• Given data:
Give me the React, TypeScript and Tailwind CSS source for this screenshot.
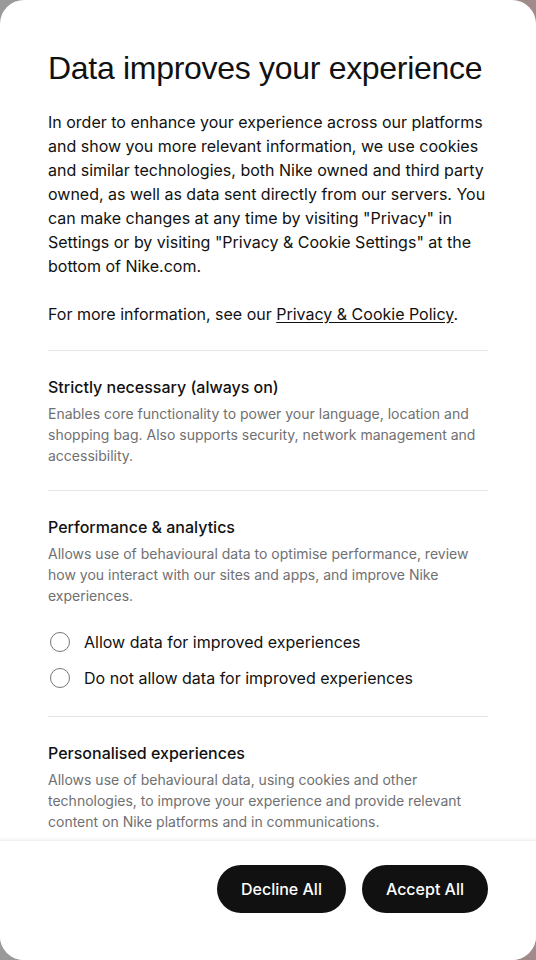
* * *
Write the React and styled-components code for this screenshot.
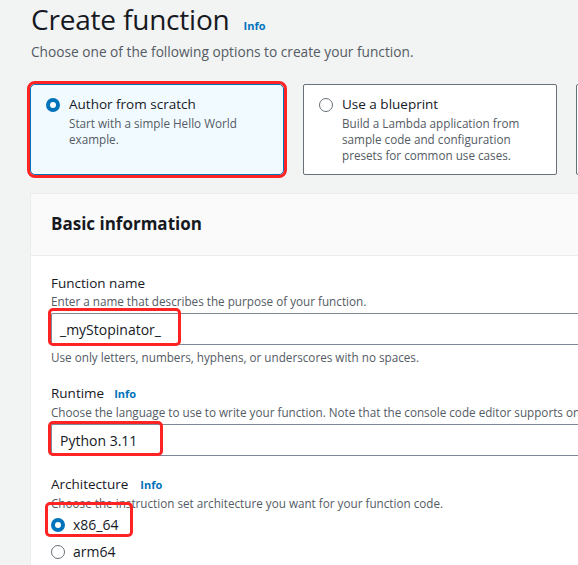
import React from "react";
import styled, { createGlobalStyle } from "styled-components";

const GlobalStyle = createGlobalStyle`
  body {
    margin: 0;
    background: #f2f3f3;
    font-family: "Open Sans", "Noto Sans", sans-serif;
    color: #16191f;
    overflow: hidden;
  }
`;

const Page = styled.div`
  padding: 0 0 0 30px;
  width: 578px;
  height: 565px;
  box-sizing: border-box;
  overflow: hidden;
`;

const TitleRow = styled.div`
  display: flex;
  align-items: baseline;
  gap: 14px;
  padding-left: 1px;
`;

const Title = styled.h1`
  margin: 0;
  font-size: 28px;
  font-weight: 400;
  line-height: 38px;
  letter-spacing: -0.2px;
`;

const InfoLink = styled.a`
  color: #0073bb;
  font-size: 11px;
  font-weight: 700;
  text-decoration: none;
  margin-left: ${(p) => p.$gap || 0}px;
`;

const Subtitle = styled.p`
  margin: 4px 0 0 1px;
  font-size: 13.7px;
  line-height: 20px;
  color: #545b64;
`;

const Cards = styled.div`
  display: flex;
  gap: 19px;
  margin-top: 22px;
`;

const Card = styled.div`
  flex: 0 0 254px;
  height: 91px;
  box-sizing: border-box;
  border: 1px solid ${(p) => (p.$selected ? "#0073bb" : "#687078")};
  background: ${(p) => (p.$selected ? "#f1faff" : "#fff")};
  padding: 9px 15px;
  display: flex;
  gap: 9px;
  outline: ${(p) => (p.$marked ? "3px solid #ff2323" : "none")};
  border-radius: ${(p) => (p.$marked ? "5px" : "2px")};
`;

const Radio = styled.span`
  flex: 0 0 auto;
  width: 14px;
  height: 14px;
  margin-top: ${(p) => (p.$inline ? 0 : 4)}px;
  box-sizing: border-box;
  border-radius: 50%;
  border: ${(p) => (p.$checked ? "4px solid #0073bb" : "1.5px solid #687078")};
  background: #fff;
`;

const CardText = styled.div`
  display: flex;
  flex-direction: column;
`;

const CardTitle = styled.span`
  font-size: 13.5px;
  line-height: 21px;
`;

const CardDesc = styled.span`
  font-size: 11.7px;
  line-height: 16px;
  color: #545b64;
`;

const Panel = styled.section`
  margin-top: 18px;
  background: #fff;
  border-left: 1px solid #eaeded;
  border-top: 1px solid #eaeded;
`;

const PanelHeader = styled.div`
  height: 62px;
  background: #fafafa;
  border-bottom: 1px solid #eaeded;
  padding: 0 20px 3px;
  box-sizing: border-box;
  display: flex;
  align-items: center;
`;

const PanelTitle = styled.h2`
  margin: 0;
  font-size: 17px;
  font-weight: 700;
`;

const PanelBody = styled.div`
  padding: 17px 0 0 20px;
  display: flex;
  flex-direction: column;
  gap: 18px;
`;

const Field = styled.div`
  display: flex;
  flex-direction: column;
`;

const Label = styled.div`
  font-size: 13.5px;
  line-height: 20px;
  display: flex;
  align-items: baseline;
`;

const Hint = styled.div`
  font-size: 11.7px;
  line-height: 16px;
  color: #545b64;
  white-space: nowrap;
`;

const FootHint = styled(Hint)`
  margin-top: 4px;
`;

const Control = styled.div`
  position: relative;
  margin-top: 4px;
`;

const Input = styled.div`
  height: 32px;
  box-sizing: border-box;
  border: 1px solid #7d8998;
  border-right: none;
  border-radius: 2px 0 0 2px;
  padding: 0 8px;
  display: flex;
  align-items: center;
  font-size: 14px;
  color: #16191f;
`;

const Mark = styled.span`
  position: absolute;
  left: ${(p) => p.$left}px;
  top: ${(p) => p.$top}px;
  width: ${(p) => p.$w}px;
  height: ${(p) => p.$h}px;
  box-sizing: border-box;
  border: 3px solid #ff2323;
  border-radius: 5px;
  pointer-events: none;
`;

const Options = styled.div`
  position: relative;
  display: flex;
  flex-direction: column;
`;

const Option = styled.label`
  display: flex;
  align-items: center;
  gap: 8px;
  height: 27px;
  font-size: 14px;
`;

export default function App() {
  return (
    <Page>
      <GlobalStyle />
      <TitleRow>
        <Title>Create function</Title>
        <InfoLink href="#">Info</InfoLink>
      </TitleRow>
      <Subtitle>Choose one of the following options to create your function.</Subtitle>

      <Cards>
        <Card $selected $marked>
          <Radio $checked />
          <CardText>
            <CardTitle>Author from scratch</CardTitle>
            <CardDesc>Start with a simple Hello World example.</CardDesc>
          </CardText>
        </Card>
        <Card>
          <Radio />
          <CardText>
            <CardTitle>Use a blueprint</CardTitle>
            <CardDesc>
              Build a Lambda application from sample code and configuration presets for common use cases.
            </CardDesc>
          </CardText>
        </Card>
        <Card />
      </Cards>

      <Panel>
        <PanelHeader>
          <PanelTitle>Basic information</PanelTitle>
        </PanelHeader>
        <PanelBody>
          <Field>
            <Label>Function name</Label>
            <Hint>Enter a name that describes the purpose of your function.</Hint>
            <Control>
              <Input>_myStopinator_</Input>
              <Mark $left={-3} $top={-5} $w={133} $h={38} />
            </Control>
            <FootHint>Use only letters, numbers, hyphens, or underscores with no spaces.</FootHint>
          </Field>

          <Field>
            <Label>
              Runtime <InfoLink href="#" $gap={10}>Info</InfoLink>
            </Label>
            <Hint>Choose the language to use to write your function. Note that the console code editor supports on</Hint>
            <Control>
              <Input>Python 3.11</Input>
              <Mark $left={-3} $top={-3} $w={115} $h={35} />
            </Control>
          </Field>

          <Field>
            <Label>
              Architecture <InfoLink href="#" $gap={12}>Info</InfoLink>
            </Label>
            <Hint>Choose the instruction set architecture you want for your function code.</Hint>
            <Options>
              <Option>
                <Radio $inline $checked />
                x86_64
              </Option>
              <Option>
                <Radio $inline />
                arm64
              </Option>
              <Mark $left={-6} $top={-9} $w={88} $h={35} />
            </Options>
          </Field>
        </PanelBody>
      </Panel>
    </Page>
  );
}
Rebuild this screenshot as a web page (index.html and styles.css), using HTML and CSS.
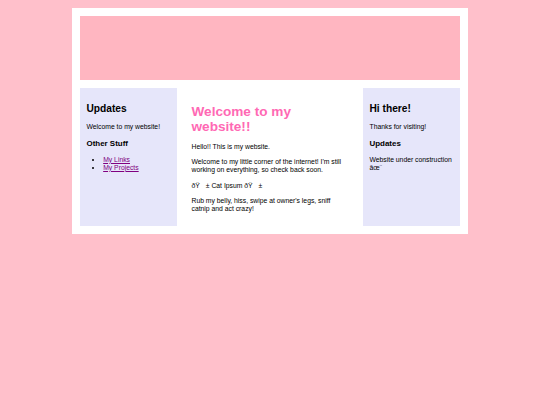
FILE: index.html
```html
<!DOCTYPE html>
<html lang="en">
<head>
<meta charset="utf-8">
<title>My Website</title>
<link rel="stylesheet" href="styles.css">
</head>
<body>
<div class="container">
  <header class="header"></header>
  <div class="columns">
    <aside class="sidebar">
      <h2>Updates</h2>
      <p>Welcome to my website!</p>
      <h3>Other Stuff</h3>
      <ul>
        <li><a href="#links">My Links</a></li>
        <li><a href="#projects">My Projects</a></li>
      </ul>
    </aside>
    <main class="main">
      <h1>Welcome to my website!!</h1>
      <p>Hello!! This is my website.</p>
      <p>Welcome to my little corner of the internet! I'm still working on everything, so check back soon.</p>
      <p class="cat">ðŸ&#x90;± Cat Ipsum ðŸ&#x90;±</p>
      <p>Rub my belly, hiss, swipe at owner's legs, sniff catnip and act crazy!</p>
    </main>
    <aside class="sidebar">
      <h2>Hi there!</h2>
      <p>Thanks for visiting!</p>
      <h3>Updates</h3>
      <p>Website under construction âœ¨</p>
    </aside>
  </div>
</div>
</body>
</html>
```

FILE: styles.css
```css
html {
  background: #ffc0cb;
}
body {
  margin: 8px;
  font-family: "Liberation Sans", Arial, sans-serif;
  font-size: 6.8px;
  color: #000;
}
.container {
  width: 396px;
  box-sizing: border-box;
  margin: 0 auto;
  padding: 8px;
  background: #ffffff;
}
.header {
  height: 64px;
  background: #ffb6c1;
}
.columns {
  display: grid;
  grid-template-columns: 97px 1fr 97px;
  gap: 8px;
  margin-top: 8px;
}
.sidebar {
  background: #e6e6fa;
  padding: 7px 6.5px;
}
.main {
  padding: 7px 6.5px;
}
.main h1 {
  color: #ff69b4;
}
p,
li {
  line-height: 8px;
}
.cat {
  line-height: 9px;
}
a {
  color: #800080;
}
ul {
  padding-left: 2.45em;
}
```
...
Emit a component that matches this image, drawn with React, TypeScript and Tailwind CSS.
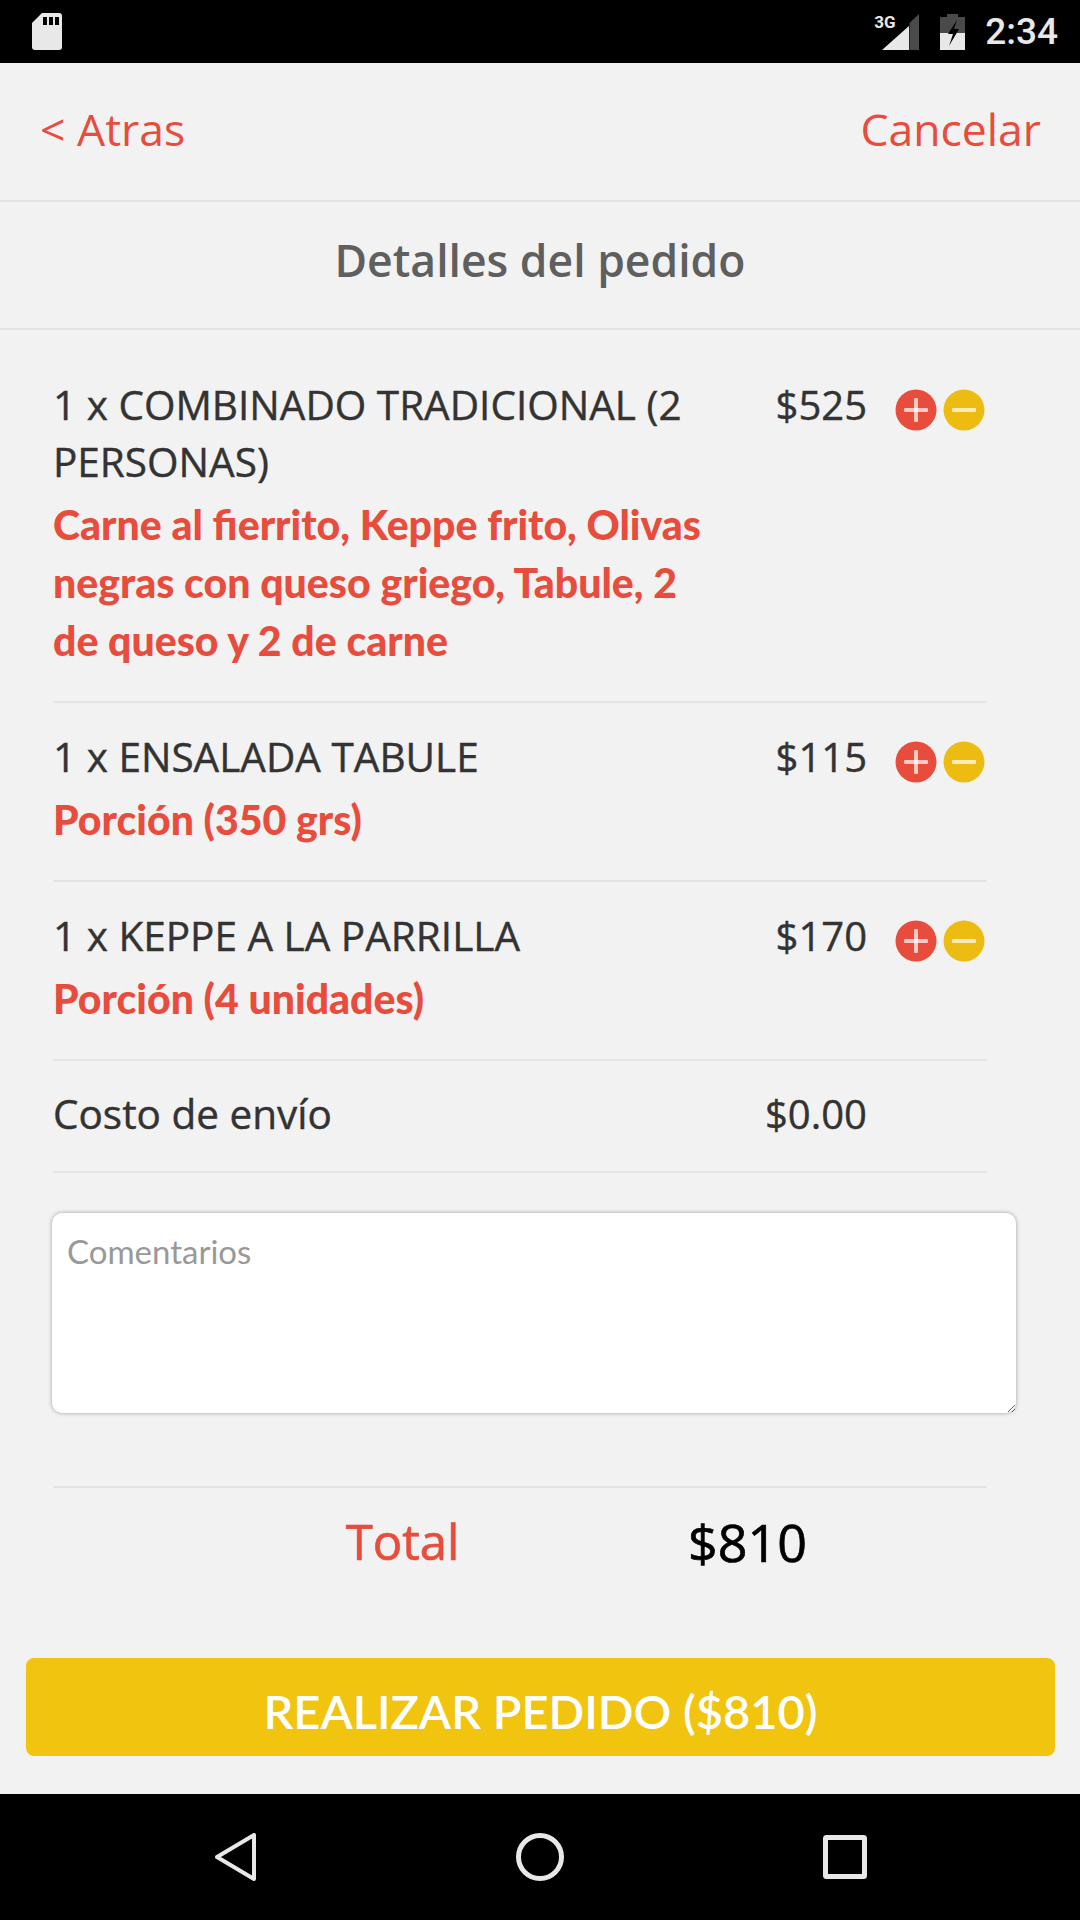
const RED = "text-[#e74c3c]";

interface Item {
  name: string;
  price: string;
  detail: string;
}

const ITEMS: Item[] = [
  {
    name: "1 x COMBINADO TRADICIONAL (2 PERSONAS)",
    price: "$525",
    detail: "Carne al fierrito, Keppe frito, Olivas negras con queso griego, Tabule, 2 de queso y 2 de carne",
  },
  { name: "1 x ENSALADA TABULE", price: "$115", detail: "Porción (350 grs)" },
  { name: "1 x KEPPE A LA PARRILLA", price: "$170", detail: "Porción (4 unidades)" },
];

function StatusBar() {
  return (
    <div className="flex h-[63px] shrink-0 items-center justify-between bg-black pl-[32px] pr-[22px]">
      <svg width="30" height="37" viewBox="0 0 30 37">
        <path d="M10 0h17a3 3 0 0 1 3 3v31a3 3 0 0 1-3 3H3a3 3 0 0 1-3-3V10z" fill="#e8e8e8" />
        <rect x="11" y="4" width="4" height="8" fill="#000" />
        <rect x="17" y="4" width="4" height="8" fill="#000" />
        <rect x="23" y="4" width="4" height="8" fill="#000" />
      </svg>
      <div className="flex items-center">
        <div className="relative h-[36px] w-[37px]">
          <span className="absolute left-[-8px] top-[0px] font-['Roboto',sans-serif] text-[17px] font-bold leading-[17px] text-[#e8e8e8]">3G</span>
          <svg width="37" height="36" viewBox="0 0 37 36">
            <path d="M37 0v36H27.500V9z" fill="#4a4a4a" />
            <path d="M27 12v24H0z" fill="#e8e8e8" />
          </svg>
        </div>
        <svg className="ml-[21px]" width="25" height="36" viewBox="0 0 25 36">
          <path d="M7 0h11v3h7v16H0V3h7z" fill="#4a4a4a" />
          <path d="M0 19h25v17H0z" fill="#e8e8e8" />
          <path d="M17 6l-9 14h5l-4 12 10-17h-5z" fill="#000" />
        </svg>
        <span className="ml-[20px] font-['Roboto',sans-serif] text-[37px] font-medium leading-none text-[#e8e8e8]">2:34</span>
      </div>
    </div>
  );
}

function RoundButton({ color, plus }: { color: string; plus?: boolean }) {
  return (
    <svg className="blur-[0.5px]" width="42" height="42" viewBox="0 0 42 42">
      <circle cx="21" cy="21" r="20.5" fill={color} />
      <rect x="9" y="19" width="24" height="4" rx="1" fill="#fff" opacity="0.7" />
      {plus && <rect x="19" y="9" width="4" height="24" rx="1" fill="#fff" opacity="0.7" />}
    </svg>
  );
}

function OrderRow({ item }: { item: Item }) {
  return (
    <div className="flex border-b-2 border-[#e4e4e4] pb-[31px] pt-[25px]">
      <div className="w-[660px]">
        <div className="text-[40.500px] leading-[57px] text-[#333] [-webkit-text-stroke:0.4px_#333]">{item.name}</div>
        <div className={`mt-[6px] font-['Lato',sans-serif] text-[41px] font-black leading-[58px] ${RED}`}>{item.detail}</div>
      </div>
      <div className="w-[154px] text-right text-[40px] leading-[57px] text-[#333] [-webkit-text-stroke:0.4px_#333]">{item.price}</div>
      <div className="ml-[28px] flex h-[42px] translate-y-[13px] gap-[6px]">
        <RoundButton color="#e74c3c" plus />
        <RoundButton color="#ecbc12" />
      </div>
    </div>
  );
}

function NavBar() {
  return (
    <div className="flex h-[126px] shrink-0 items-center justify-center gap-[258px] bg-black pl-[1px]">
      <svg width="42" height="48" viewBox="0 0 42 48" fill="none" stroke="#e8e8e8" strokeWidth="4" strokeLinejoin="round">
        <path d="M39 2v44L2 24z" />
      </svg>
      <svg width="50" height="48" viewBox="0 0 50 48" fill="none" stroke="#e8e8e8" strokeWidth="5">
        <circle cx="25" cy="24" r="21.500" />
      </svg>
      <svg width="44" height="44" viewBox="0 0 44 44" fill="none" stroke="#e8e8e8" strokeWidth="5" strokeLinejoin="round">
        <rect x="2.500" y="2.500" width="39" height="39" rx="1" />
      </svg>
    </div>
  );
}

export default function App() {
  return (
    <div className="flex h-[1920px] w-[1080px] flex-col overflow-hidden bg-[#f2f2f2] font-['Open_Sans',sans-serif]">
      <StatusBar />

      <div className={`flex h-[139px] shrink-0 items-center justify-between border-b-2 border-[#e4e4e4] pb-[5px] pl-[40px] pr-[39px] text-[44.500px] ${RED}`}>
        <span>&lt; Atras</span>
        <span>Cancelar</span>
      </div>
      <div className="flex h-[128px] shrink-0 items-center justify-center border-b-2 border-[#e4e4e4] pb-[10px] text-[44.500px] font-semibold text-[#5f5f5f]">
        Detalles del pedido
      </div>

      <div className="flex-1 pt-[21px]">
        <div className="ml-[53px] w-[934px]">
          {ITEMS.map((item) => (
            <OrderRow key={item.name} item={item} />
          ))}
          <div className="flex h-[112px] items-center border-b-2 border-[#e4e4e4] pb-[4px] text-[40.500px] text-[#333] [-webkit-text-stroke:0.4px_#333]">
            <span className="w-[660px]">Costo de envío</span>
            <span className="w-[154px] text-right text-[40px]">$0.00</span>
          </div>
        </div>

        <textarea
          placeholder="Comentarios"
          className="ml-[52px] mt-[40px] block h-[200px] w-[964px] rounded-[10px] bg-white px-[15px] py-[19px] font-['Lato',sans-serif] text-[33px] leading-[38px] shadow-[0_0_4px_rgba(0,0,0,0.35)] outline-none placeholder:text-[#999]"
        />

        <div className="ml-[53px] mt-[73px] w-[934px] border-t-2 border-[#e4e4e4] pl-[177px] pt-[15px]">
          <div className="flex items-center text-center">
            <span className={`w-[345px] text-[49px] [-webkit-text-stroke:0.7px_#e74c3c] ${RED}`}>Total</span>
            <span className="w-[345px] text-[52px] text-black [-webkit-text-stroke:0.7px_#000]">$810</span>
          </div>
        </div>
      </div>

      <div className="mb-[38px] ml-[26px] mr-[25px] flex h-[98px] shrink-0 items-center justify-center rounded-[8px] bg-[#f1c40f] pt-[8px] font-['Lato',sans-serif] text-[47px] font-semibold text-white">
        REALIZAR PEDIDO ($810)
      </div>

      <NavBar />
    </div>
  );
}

• Written instruction:
What is the number of lines in the data holding the word "Tailwind"? Reply with that number only.

• Expected answer:
2